Structured Data and Unstructured Data
Before understanding the Structured Data and the Unstructured Data, let us know a little bit about the data.
Data can be defined as the information converted into a very economical form for translation or processing. Data, including video, images, sounds, and text, are represented as binary values that mean either 0 or 1. Using these two numbers, patterns are generated to store different types of data. The smallest unit of data in a computer system is a bit, and a single value is represented using a bit. A byte is eight binary digits long.

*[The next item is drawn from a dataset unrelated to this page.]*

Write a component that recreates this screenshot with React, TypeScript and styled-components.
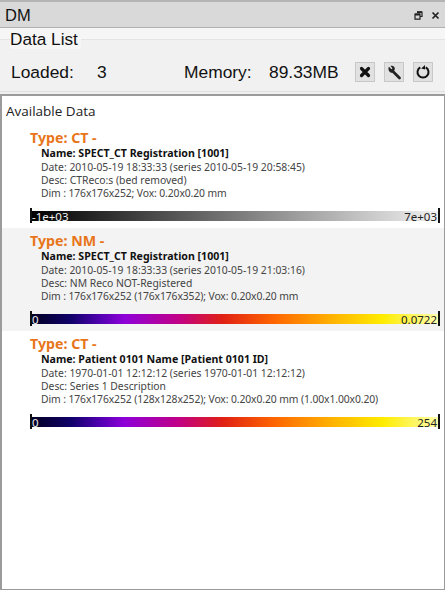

In the context of today's computers and transmission media, data can be defined as information that is converted into binary digital form. With the increase in the number of computer users, the amount of data generated also get increased drastically within the last decade. So, a new term is coined for such a huge volume of data that is generating at a rapid speed. It is called big data. It is not only the volume of the data that has increased over time. Along with the volume, the variety of the data getting generated is increasing rapidly. So, it becomes very important to classify the types of data that is getting generated. In this era of the internet, a vast amount of data is generated. This data can be either text, images, videos, documents, pdf files, videos, log files, and many more.
Now, let us classify this vast amount of data in broadly two categories. These two categories are:
We can define Structured Data as the data which has some fixed pattern in them or it is systematic in nature. Structured data is data in which the elements are addressable for efficacious analysis. Structured data is the sort of data that is easily trackable.
The structured data is usually stored in a formatted repository that is typically a database. Most of the time relational databases (RDBMS) are used to store Structured data. All the data that can be stored in a SQL database in a table having some rows and columns depict the structured data. The structured data can always be stored in pre-designed fields, and it also has relational keys. Various data types like ZIP codes, Social Security numbers, or phone numbers are stored in those fields. The records in the table even store the text strings of variable length like names so that they can become easy to search.
The data generated can be either generated by humans or machines. As most of the structured data is stored in Relational databases, it becomes very easy to search the desired data from the stored structured data. In other words, we can say that structured data increases the findability of the data.
Structured data is the information that can be measured easily and can be added into the easy-to-read reports without any further exploitation.
Unstructured data can be defined as the data which doesn't exhibit any particular pattern. Unstructured Data is not organized in a predefined manner as Unstructured Data doesn't have any predefined data model and fixed structure, so it is not suitable to store in the mainstream relational database. But there are various alternative options for storing various types of unstructured data. Unstructured Data can be either textual or non-textual data.
Even though unstructured data is not structured in a predefined way, it has a native, internal structure.
Almost 80 to 85 percent of the data that is collected by all the major companies is unstructured data. Unstructured data is very flexible in nature as it doesn't have any schema. The data in the Unstructured data is not bounded or constrained by any kind of fixed schemas. Unstructured data is very much portable and scalable in nature.
Some of the examples of unstructured data are Word, PDF, Text, Media logs, Satellite imagery, Scientific data, Sensor data, Surveillance photos and video, chat, IM, phone recordings, collaboration software, Data from Facebook, Twitter, LinkedIn.
Other than the structured and unstructured data, there is also semi-structured data which is a combination of both structured and unstructured data as it exhibits properties of both the structured and unstructured data.
So, this article helps us to have a better understanding and perspective of structured data and unstructured data.